Longer dated bonds did react to Mr Hammond’s announcement that the UK must borrow more in coming months to combat a slowing economy, as investors speculate on the market’s ability to absorb billions of pounds of new debt at a relatively quiet time of year.

Of the additional £20.6bn the government needs to raise between now and April 2017, £15bn will be funded via gilt sales.

As the coupon on sovereign debt is fixed at the time of issue, it falls in value as market yields rise. On Wednesday the yield on benchmark gilts jumped 11 basis points, to 1.47 per cent.

“The increase in gilt issuance came as a surprise to all of us,” says Thomas Sartain, a fixed income fund manager at Schroders.

“Gilts have been trading very poorly since the summer and there are some concerns the market will struggle with a 10 per cent jump in total issuance. We’re not approaching a crisis, but the market is signalling that it is aware that the country’s borrowing needs have changed significantly,” he says.

Mike Amey, a portfolio manager for the bond specialist Pimco, says the reaction also reflected a shift in the approach to deficit spending, with previous deadlines and targets abandoned: “Getting the budget to balance is not something at the forefront of the government’s agenda”.

However, like others, he says not to overplay the movement in a market where yields remain low and the Bank of England continues to buy government debt.

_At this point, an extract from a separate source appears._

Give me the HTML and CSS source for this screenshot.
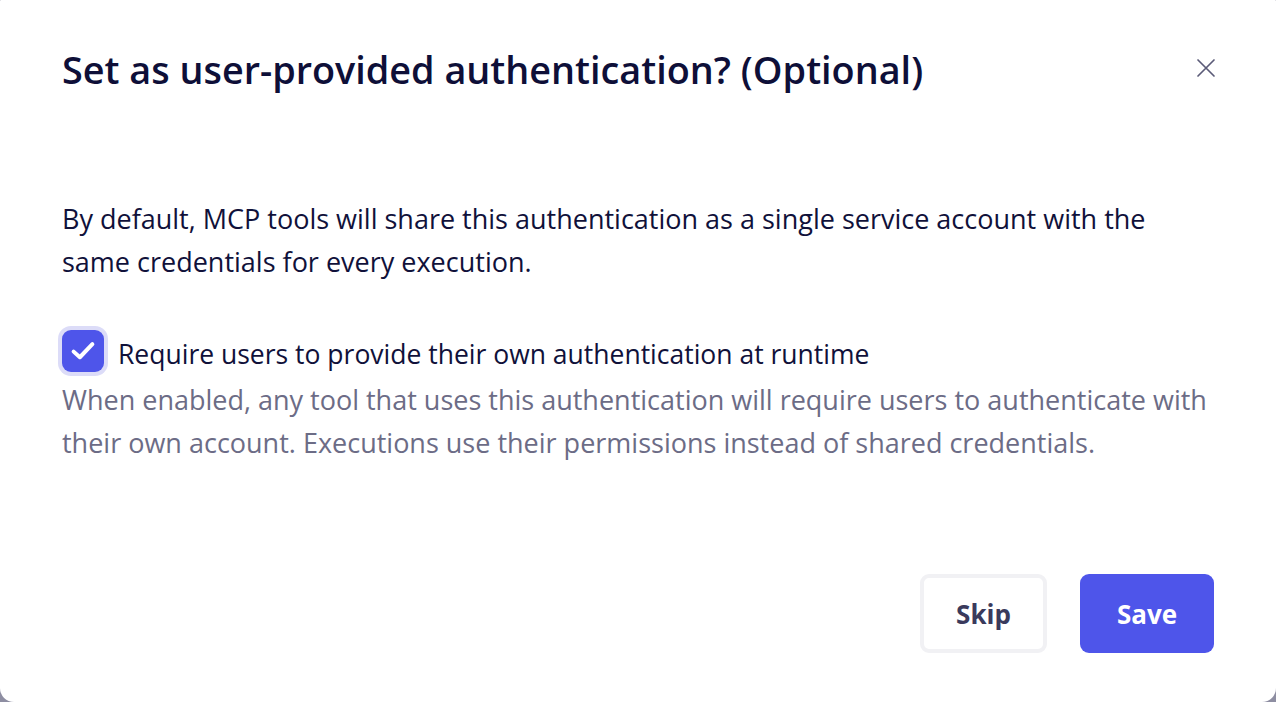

Bond yields were also rising across Europe and in the US on Wednesday, in markets dominated by debate about the extent of improvements in the US economy likely under a Trump administration.

Until now, gilts have been cushioned from larger moves by persistent demand from domestic pension funds with payment promises to keep, in addition to central bank purchases of gilts every week as part of a new quantitative easing programme to support the economy following the vote for Brexit.

“That dynamic hasn’t changed,” says Luke Hickmore, investment director at Aberdeen Asset Management. “But investors are having to get their heads around a huge shift in the country’s balance sheet. Those extra debt requirements combined with the US reflation trade is going to increase the cost of borrowing at a tricky time for the UK government.”

The problem for the UK may come if US politics continues to influence bond prices around the world at the expense of domestic efforts to keep borrowing costs down.

“The market is placing a huge reliance on price insensitive investors such as [pension and insurance fund] managers to close their eyes and buy,” says Craig Inches, head of short rates at Royal London. “But I fear even they may be a little less hasty in an environment where yields are rising.”